Sur le plan économique, cette crise menace des échanges commerciaux qui représentent des milliards d’euros et des milliers d’emplois des deux côtés de la Méditerranée. L’Algérie, premier fournisseur de gaz de la France et partenaire économique majeur, dispose de tous les leviers pour faire comprendre à Paris que les relations ne peuvent être à sens unique. La décision de réexaminer les avantages immobiliers accordés à la France n’est qu’un début dans cette logique de rééquilibrage.

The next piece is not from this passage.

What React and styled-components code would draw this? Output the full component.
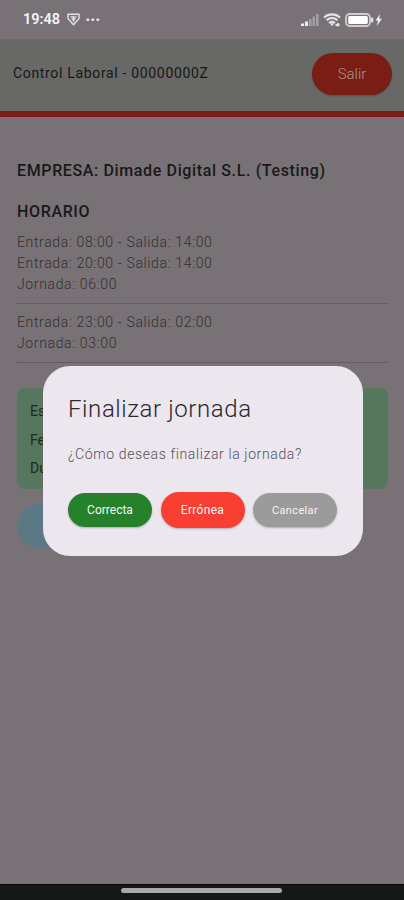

Aussi, la naïveté de la tentative macronienne d’entraîner l’espace Schengen dans cette querelle bilatérale révèle une méconnaissance profonde des réalités européennes. Chaque pays de l’Union défend ses intérêts propres, et nombreux sont ceux qui entretiennent d’excellentes relations avec l’Algérie, notamment l’Allemagne et l’Italie. L’Espagne, confrontée aux mêmes défis migratoires, a choisi la coopération plutôt que la confrontation. Cette tentative d’européanisation d’un conflit franco-algérien risque fort de se heurter aux réalités géopolitiques et économiques du continent.
En conclusion de son communiqué, le MAE algérien annonce que « l’Algérie entend, elle-aussi, saisir, par la voie diplomatique, la partie française d’autres contentieux devant faire l’objet d’une même recherche de règlements », laissant présager d’autres révélations sur les manquements français. Cette fermeté souveraine contraste avec l’approche française fondée sur les rapports de force et démontre qu’Alger ne cédera pas aux pressions, confirmant les avertissements prémonitoires de Tebboune sur cette « séparation qui deviendrait irréparable ». Le temps du rapport de force assumé est venu, et l’Algérie a tous les atouts pour le gagner.